My column from last week (“Inheriting My Husband’s IRA”) generated several questions. One reader wanted to know if his daughter could inherit his IRA with the same rules that apply to spouses. (Sorry, she can’t.) Another reader, this one from Salzburg, Austria, wondered tongue-in-cheek what the Irish Republican Army had to do with retirement savings. (I assured him we were discussing Individual Retirement Accounts, not terrorist organizations.) As I thought about these and other questions, I decided it would be worthwhile to review three costly mistakes people make in their IRAs and how to avoid them. They are listed in order of increasing severity.
Mistake #1: Failing to take your required minimum distribution (RMD) on time.
When an IRA owner turns 70 ½ years of age, she is required to begin taking required minimum distributions.

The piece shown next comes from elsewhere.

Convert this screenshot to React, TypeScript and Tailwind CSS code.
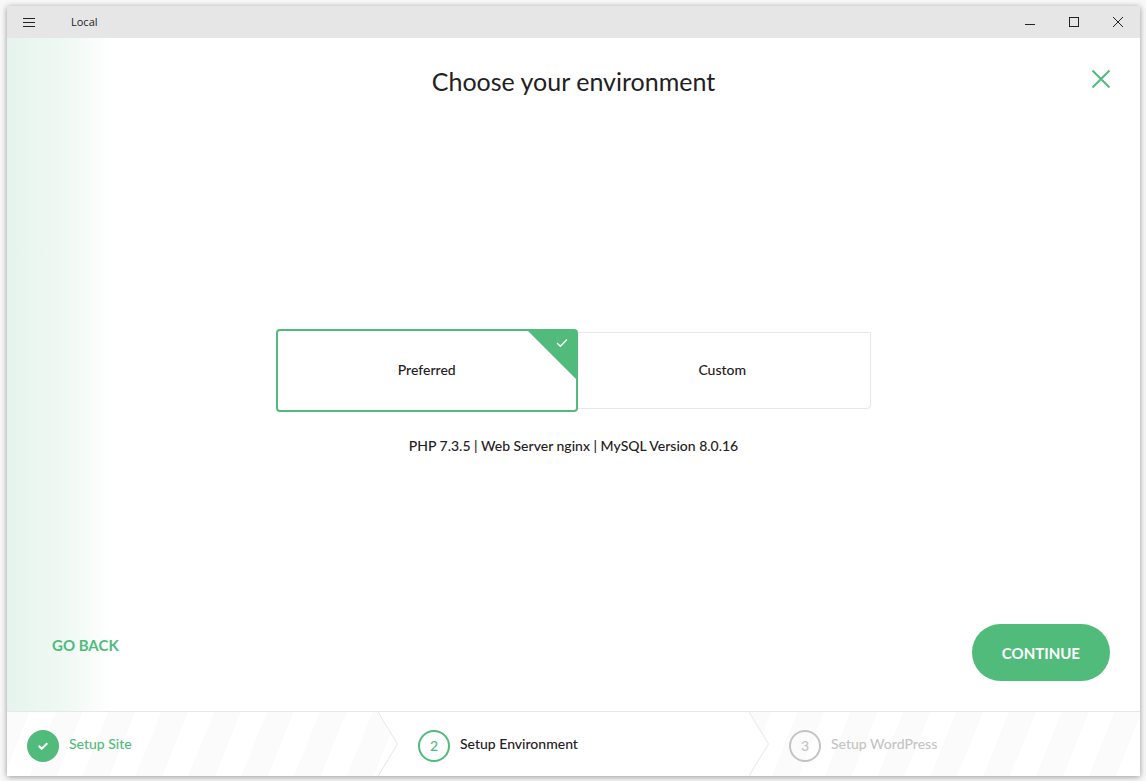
import React, { useState } from "react";
import clsx from "clsx";

const stripes =
  "bg-[repeating-linear-gradient(112deg,#fbfbfb_0px,#fbfbfb_21px,#fff_21px,#fff_45px,#fbfbfb_45px,#fbfbfb_49px)]";

const TitleBar: React.FC = () => (
  <header className="flex h-8 items-stretch bg-[#e6e6e6] text-[#222]">
    <button type="button" aria-label="Menu" className="flex w-11 items-center justify-center">
      <svg width="12" height="9" viewBox="0 0 12 9" fill="currentColor" shapeRendering="crispEdges">
        <path d="M0 0h12v1H0zM0 4h12v1H0zM0 8h12v1H0z" />
      </svg>
    </button>
    <span className="flex-1 self-center pl-5 font-['Open_Sans',sans-serif] text-[11px] leading-4">Local</span>
    <button type="button" aria-label="Minimize" className="flex w-11 items-center justify-center">
      <svg width="10" height="10" viewBox="0 0 10 10" fill="currentColor" shapeRendering="crispEdges">
        <path d="M0 7h10v1H0z" />
      </svg>
    </button>
    <button type="button" aria-label="Maximize" className="flex w-11 items-center justify-center">
      <svg width="10" height="10" viewBox="0 0 10 10" fill="none" stroke="currentColor">
        <rect x="0.5" y="0.5" width="9" height="9" />
      </svg>
    </button>
    <button type="button" aria-label="Close window" className="flex w-11 items-center justify-center">
      <svg width="10" height="10" viewBox="0 0 10 10" fill="none" stroke="currentColor">
        <path d="M0 0l10 10M10 0L0 10" />
      </svg>
    </button>
  </header>
);

type OptionProps = {
  label: string;
  checked: boolean;
  onSelect: () => void;
  className?: string;
};

const Option: React.FC<OptionProps> = ({ label, checked, onSelect, className }) => (
  <label
    className={clsx(
      "relative flex cursor-pointer items-center justify-center bg-white text-sm leading-5",
      checked ? "z-10 h-[83px] rounded border-2 border-[#51bb7b]" : "h-[77px] rounded-b border border-[#e7e7e7]",
      className
    )}
  >
    <input type="radio" name="environment" checked={checked} onChange={onSelect} className="sr-only" />
    {label}
    {checked && (
      <svg className="absolute -top-px -right-px" width="50" height="50" viewBox="0 0 50 50" fill="none">
        <path d="M0 0h48a2 2 0 0 1 2 2v48z" fill="#51bb7b" />
        <path d="M30 13l3.300 3.300L40 9.500" stroke="#fff" strokeWidth="1.4" />
      </svg>
    )}
  </label>
);

type StepProps = {
  number: number;
  label: string;
  state: "done" | "active" | "todo";
};

const Step: React.FC<StepProps> = ({ number, label, state }) => {
  const last = state === "todo";
  return (
    <li
      className={clsx(
        "relative flex items-start gap-2.5 pt-[18px]",
        state === "done" && "z-20 pl-5 text-[#51bb7b]",
        state === "active" && "z-10 pl-10",
        last && "pl-10 text-[#c4c4c4]"
      )}
    >
      <div
        className={clsx(
          "absolute inset-y-0 -right-5 left-0 -z-10",
          !last && "[clip-path:polygon(0_0,calc(100%_-_20px)_0,100%_50%,calc(100%_-_20px)_100%,0_100%)]",
          state === "active" ? "bg-white" : stripes
        )}
      />
      {!last && (
        <svg className="absolute inset-y-0 left-full h-full w-5" viewBox="0 0 20 64" preserveAspectRatio="none" fill="none">
          <path d="M0 0l19.500 32L0 64" stroke="#e7e7e7" />
        </svg>
      )}
      <span
        className={clsx(
          "flex size-8 shrink-0 items-center justify-center rounded-full text-sm",
          state === "done" && "bg-[#51bb7b] text-white",
          state === "active" && "border-2 border-[#51bb7b] text-[#51bb7b]",
          last && "border-2 border-[#c4c4c4]"
        )}
      >
        {state === "done" ? (
          <svg width="10" height="8" viewBox="0 0 10 8" fill="none" stroke="currentColor" strokeWidth="2">
            <path d="M0.700 3.800l3 3L9.300 1.200" />
          </svg>
        ) : (
          number
        )}
      </span>
      <span className="text-sm leading-7">{label}</span>
    </li>
  );
};

export default function App() {
  const [environment, setEnvironment] = useState("preferred");

  return (
    <div className="flex min-h-screen bg-[#f8f8f8] pt-1.5 pr-1.5 pb-[5px] pl-[7px] font-[Lato,sans-serif] font-medium text-[#1f2123]">
      <div className="flex flex-1 flex-col bg-white shadow-[0_1px_6px_rgba(0,0,0,0.4)]">
        <TitleBar />
        <main className="flex flex-1 flex-col bg-[linear-gradient(90deg,#e5f4ec,#f0f9f4_60px,#fff_105px)]">
          <div className="grid grid-cols-[1fr_auto_1fr] items-start px-[30px] pt-7 pb-16">
            <h1 className="col-start-2 text-[25px] leading-[30px] font-normal">Choose your environment</h1>
            <button type="button" aria-label="Close" className="mt-1 justify-self-end text-[#51bb7b]">
              <svg className="block" width="18" height="18" viewBox="0 0 18 18" fill="none" stroke="currentColor" strokeWidth="2">
                <path d="M0.500 0.500l17 17M17.500 0.500l-17 17" />
              </svg>
            </button>
          </div>

          <div className="flex flex-1 flex-col items-center justify-center">
            <div role="radiogroup" aria-label="Environment" className="grid w-full max-w-[595px] grid-cols-2 items-center">
              <Option
                label="Preferred"
                checked={environment === "preferred"}
                onSelect={() => setEnvironment("preferred")}
                className="-mr-1"
              />
              <Option
                label="Custom"
                checked={environment === "custom"}
                onSelect={() => setEnvironment("custom")}
              />
            </div>
            <p className="mt-6 text-sm leading-5">PHP 7.3.5 | Web Server nginx | MySQL Version 8.0.16</p>
          </div>

          <div className="flex items-start justify-between pr-[30px] pb-[30px] pl-[45px]">
            <a href="#" className="py-3 text-[15px] leading-[18px] font-bold text-[#51bb7b]">
              GO BACK
            </a>
            <button type="button" className="h-[57px] rounded-full bg-[#51bb7b] px-[30px] text-[15px] leading-5 font-bold text-white">
              CONTINUE
            </button>
          </div>
        </main>
        <footer className="border-t border-[#e7e7e7]">
          <ol className="isolate grid h-16 grid-cols-3 pr-5">
            <Step number={1} label="Setup Site" state="done" />
            <Step number={2} label="Setup Environment" state="active" />
            <Step number={3} label="Setup WordPress" state="todo" />
          </ol>
        </footer>
      </div>
    </div>
  );
}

The distribution for the first year is due by April 1 of the year following the year in which she turns 70 ½. RMDs for subsequent years are due by December 31.
The penalty for missing your RMD deadline is severe: 50% of the missed RMD. However, if you miss an RMD or are late in your payment, all is not lost. Follow these three steps and chances are the IRS will waive the penalty.
1. Take the RMD.
2. File IRS Form 5329 “Additional Taxes on Qualified Plans (Including IRAs)”.
3. Attach a letter to Form 5329 explaining why you missed the RMD deadline, that you have since taken the RMD, and that you have taken steps to prevent a recurrence of the problem. The IRS will usually respond within a few months.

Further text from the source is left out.